La resa allo Stato dell’ultimo padrino della camorra accadde esattamente trentuno anni fa. Erano passati dieci minuti dopo le 18 di un freddo venerdì, quello del 7 dicembre del 1990, vigilia dell’Immacolata, quando finì la latitanza del super boss di Marano Lorenzo Nuvoletta.
Ad ammanettarlo l’allora capitano Luigi Cortellessa, comandante della compagnia dei carabinieri di Giugliano, con una decina di militari che con un’operazione da manuale fecero irruzione nella villa bunker a Poggio Vallesana.

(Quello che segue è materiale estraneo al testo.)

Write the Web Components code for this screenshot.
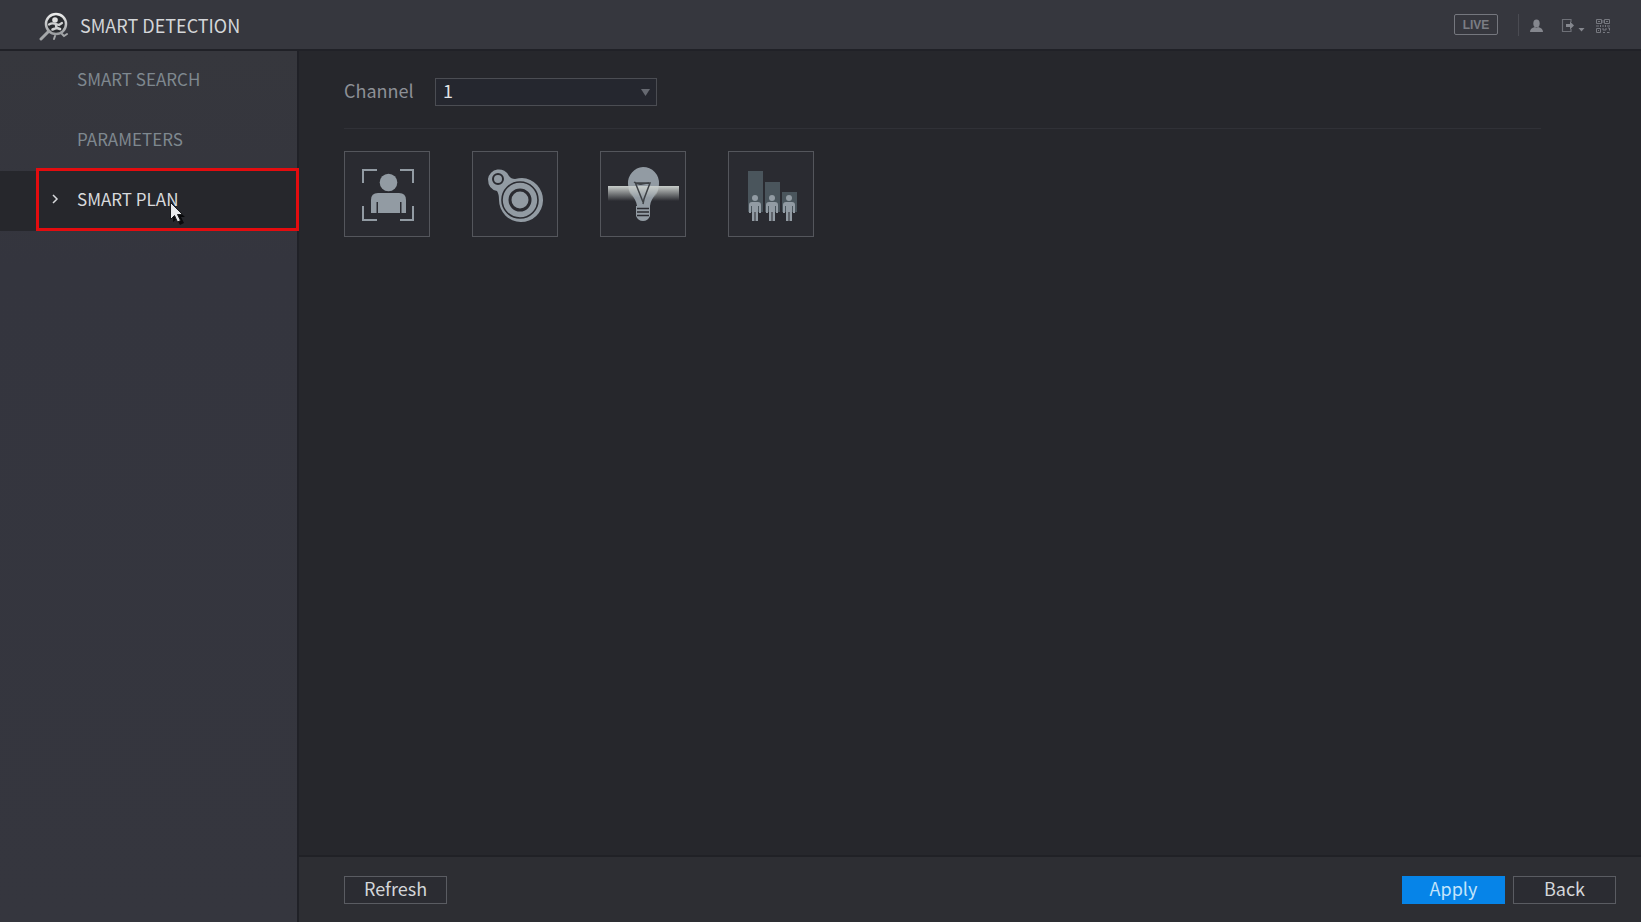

Con i capelli un po’ più argentati delle ultime foto che circolavano prima che prendesse il volo, che sparisse completamente dalla scena, Nuvoletta subito si arrese al capitano Cortellessa, oggi colonnello e comandante nazionale Carabinieri per la Tutela Agroalimentare.
Seduto a tavola, come un patriarca, don Lorenzo Nuvoletta, in fuga da un decennio, stava presiedendo da boss l’ ultimo summit di camorra con altre cinque persone, a cui peraltro stava partecipando anche un consigliere comunale di Marano della Dc.

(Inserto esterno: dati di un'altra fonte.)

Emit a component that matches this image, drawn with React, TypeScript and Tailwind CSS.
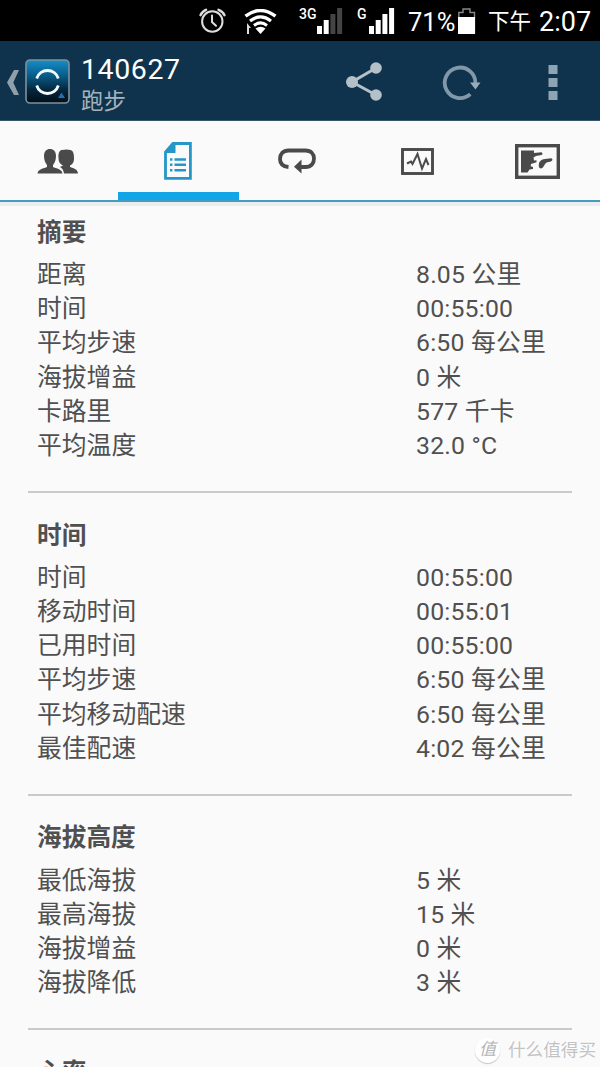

Calcestruzzo, imprese edili, ricostruzione, droga, armi, opere d’ arte, cavalli da corsa: don Lorenzo era l’unico uomo di rispetto della malavita campana dell’epoca che aveva stretto un’alleanza duratura con Cosa Nostra al punto da allacciare personalmente stretti rapporti con Salvatore Riina e Luciano Leggio.
Aveva un curriculum da colletto bianco e, pur nella latitanza, una storia da capo carismatico.